15/5/19

La banalidad del mal.


La doblez lingüística de nuestro tiempo ha prostituido este sintagma que definiera la imperdonable estupidez criminal. De concepto descriptivo se ha convertido en una etiqueta para designar torpes y grotescos comportamientos de garrafón. Mientras adopta su impúdica pose de celestina remendona y zalamera, el filisteo quizás atisba en su acepción exacta la denuncia de su implacable impersonalidad. Procede, pues, a desactivarla con melosa entonación, a fin de ocultar que en la maldad humana le resulta intolerable su (in)sustancialidad, brutal e inmediata.
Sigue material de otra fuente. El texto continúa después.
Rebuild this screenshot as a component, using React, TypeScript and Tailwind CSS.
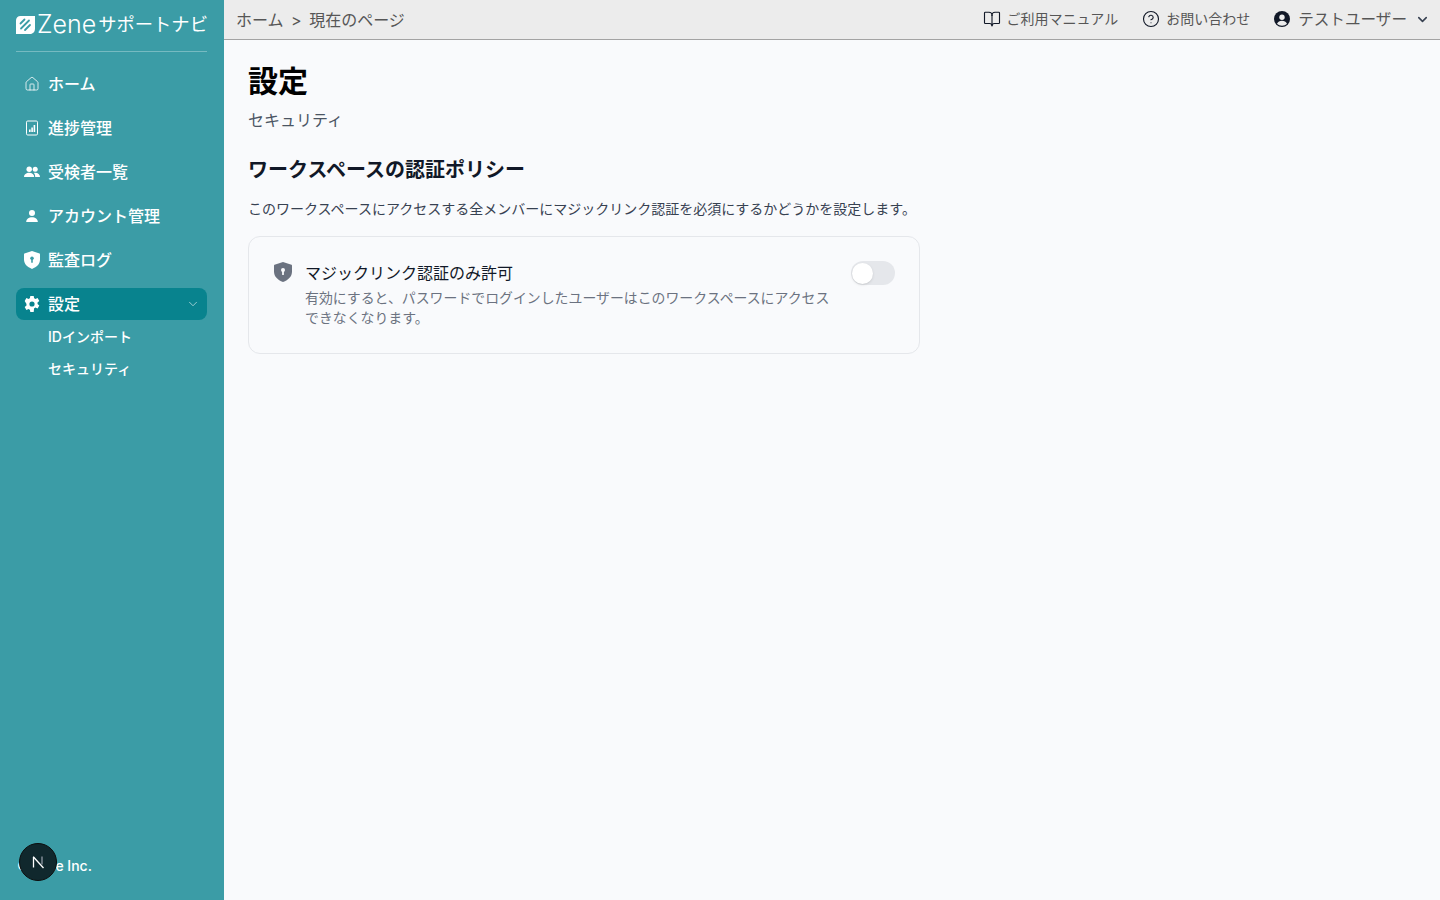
import { ChevronDown, House, BookOpen, CircleHelp } from "lucide-react";
import { ReactNode } from "react";

const font = "font-['Inter','Noto_Sans_CJK_JP',sans-serif]";

const IconProgress = () => (
  <svg width="16" height="16" viewBox="0 0 16 16" fill="none">
    <rect x="2.5" y="1" width="11" height="14" rx="1.2" stroke="white" strokeWidth="1" />
    <rect x="5" y="9.5" width="1.6" height="2.5" fill="white" />
    <rect x="7.3" y="7.5" width="1.6" height="4.5" fill="white" />
    <rect x="9.6" y="5" width="1.6" height="7" fill="white" />
  </svg>
);

const IconPeople = () => (
  <svg width="16" height="16" viewBox="0 0 16 16" fill="white">
    <circle cx="5.2" cy="5.2" r="2.7" />
    <circle cx="11.2" cy="5.2" r="2.5" />
    <path d="M0 13c0-2.6 2.3-4.2 5.2-4.2s5 1.6 5 4.2H0z" />
    <path d="M11.2 13H16c0-2.6-2-4.2-4.8-4.2-.6 0-1 .1-1.4.2 1 .9 1.4 2.4 1.4 4z" />
  </svg>
);

const IconUser = () => (
  <svg width="16" height="16" viewBox="0 0 16 16" fill="white">
    <circle cx="8" cy="5" r="3" />
    <path d="M2.2 14c0-3 2.6-4.8 5.8-4.8s5.8 1.800 5.800 4.800H2.200z" />
  </svg>
);

// filled shield with a keyhole
const IconShield = ({ color, hole, w, h }: { color: string; hole: string; w: number; h: number }) => (
  <svg width={w} height={h} viewBox="0 0 18 20">
    <path d="M9 0l8.500 2.800c.3.100.5.400.5.700v6c0 4.800-3.500 8.600-9 10.500C3.500 18.100 0 14.300 0 9.500v-6c0-.3.200-.6.500-.7L9 0z" fill={color} />
    <circle cx="9" cy="8" r="2" fill={hole} />
    <rect x="8.100" y="8.500" width="1.800" height="4.500" rx="0.600" fill={hole} />
  </svg>
);

const IconGear = () => (
  <svg width="16" height="16" viewBox="0 0 16 16" fill="white">
    <path
      fillRule="evenodd"
      d="M6.300 0h3.400l.4 2.200c.5.200.9.400 1.300.7l2.200-.8 1.700 2.900-1.800 1.500c.1.500.1 1 0 1.500l1.800 1.500-1.700 2.900-2.200-.8c-.4.300-.8.500-1.300.7L9.700 16H6.300l-.4-2.200c-.5-.2-.9-.4-1.300-.7l-2.200.8L.7 11l1.800-1.500c-.1-.5-.1-1 0-1.500L.7 5l1.700-2.900 2.200.8c.4-.3.8-.5 1.300-.7L6.300 0zM8 5.400a2.600 2.600 0 100 5.200 2.600 2.600 0 000-5.200z"
    />
  </svg>
);

const IconAccount = () => (
  <svg width="16" height="16" viewBox="0 0 16 16">
    <circle cx="8" cy="8" r="8" fill="#111827" />
    <circle cx="8" cy="6.200" r="2.700" fill="#ececec" />
    <path d="M3 12.700c.8-1.900 2.800-2.900 5-2.900s4.200 1 5 2.900C11.800 14 10 14.700 8 14.700s-3.800-.7-5-2z" fill="#ececec" />
  </svg>
);

const Logo = () => (
  <svg width="19" height="18" viewBox="0 0 19 18" className="shrink-0">
    <path d="M4.500 0H19v12.500c0 3.200-2 5.500-5 5.500H0V4.500C0 1.800 1.800 0 4.500 0z" fill="white" />
    <path d="M4.500 7.500l4-4M5 12.500l8-8M9 14l5-5" stroke="#3b9ca6" strokeWidth="1.800" strokeLinecap="round" />
  </svg>
);

const NextMark = () => (
  <svg width="14" height="14" viewBox="0 0 14 14" fill="none">
    <path d="M2.500 12.500V1.800" stroke="white" strokeWidth="1.300" />
    <path d="M2.300 1.800L12.500 13" stroke="white" strokeWidth="1.300" />
    <path d="M11 1.500v8" stroke="#9ca3af" strokeWidth="1.200" />
  </svg>
);

const NavItem = ({ icon, label }: { icon: ReactNode; label: string }) => (
  <div className="flex h-8 items-center gap-2 rounded-lg px-2 text-base font-medium text-white">
    <span className="flex w-4 justify-center">{icon}</span>
    {label}
  </div>
);

export default function App() {
  return (
    <div className={`relative flex h-[900px] w-[1440px] overflow-hidden bg-[#f9fafc] ${font}`}>
      <aside className="flex w-[224px] shrink-0 flex-col bg-[#3b9ca6] pr-[17px] pl-4">
        <div className="flex h-[52px] items-center gap-[2px] border-b border-white/30 pb-[2px] text-white">
          <Logo />
          <span className="text-[25px] leading-none font-light">Zene</span>
          <span className="text-[18.300px] leading-none whitespace-nowrap">サポートナビ</span>
        </div>
        <nav className="mt-4 flex flex-col gap-3">
          <NavItem icon={<House size={16} strokeWidth={1.200} color="white" />} label="ホーム" />
          <NavItem icon={<IconProgress />} label="進捗管理" />
          <NavItem icon={<IconPeople />} label="受検者一覧" />
          <NavItem icon={<IconUser />} label="アカウント管理" />
          <NavItem icon={<IconShield color="white" hole="#3b9ca6" w={16} h={18} />} label="監査ログ" />
        </nav>
        <div className="mt-3 flex h-8 items-center gap-2 rounded-lg bg-[#08838e] px-2 text-base font-medium text-white">
          <span className="flex w-4 justify-center"><IconGear /></span>
          <span className="flex-1">設定</span>
          <ChevronDown size={14} strokeWidth={1} color="white" className="-mr-[1px]" />
        </div>
        <div className="mt-[1px] flex flex-col text-sm font-medium text-white">
          <div className="flex h-8 items-center pl-8">IDインポート</div>
          <div className="flex h-8 items-center pl-8">セキュリティ</div>
        </div>
        <div className="mt-auto mb-[24px] pl-[1px] text-sm font-medium leading-5 text-white">©Zene Inc.</div>
      </aside>

      <div className="flex min-w-0 flex-1 flex-col">
        <header className="flex h-10 items-center justify-between border-b border-[#a3a3a3] bg-[#ececec] pr-[10px] pl-3">
          <div className="flex items-center gap-[7.500px] text-base text-[#565656]">
            <span>ホーム</span>
            <span>&gt;</span>
            <span>現在のページ</span>
          </div>
          <div className="flex items-center text-sm text-[#565656]">
            <BookOpen size={18} strokeWidth={1.500} color="#111827" />
            <span className="ml-[6px]">ご利用マニュアル</span>
            <CircleHelp size={18} strokeWidth={1.500} color="#111827" className="ml-6" />
            <span className="ml-[6px]">お問い合わせ</span>
            <span className="ml-6"><IconAccount /></span>
            <span className="mt-[2px] ml-2 text-[15.600px]">テストユーザー</span>
            <ChevronDown size={15} strokeWidth={2.500} color="#374151" className="ml-2" />
          </div>
        </header>

        <main className="flex-1 px-6 pt-[23px]">
          <h1 className="text-3xl leading-9 font-bold text-black">設定</h1>
          <p className="mt-[9px] text-base leading-6 text-[#4b5563]">セキュリティ</p>
          <h2 className="mt-6 text-xl leading-7 font-bold text-[#111827]">ワークスペースの認証ポリシー</h2>
          <p className="mt-[15px] text-sm leading-5 text-[#374151]">
            このワークスペースにアクセスする全メンバーにマジックリンク認証を必須にするかどうかを設定します。
          </p>
          <div className="mt-[17px] flex w-[672px] items-start rounded-xl border border-[#e5e7eb] px-6 pt-6 pb-[25px]">
            <span className="mt-[1px] ml-[1px] w-[19px] shrink-0">
              <IconShield color="#6b7280" hole="#f9fafc" w={18} h={20} />
            </span>
            <div className="ml-3 flex-1">
              <div className="text-base leading-6 text-[#111827]">マジックリンク認証のみ許可</div>
              <p className="mt-[3px] text-[13.900px] leading-5 text-[#6b7280]">
                有効にすると、パスワードでログインしたユーザーはこのワークスペースにアクセスできなくなります。
              </p>
            </div>
            <span className="ml-5 flex h-6 w-11 shrink-0 items-center rounded-full bg-[#e5e7eb] p-[1px]">
              <span className="h-[21px] w-[21px] rounded-full bg-white shadow" />
            </span>
          </div>
        </main>
      </div>

      {/* dev indicator */}
      <div className="absolute bottom-[19px] left-[19px] flex h-[38px] w-[38px] items-center justify-center rounded-full border border-[#0c0c0c] bg-[#10282d]">
        <NextMark />
      </div>
    </div>
  );
}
Procura imponerle una trivialidad que la revista de insincero interés. Se sentiría así eximido de asumir la responsabilidad de combatir el horror que no le conviene o que le beneficia. Con gesto ofendido y solidario, banalizará el mal como esa anécdota de mal gusto cuyo relato otorga, junto a la superioridad moral, una distinción estética. Sobre según qué situaciones se cuidará de pasar de puntillas, sorteando la acusación de insensibilidad. Si pudiera diagnosticarlo a su medida, el mal debería pasar por una disfunción más o menos duradera. De lograr que fuera realmente banal, se volvería innecesario, irrelevante y, en suma, prescindible. ¿Acaso a un filisteo no le espanta más un gato ahorcado que la decapitación de un cristiano?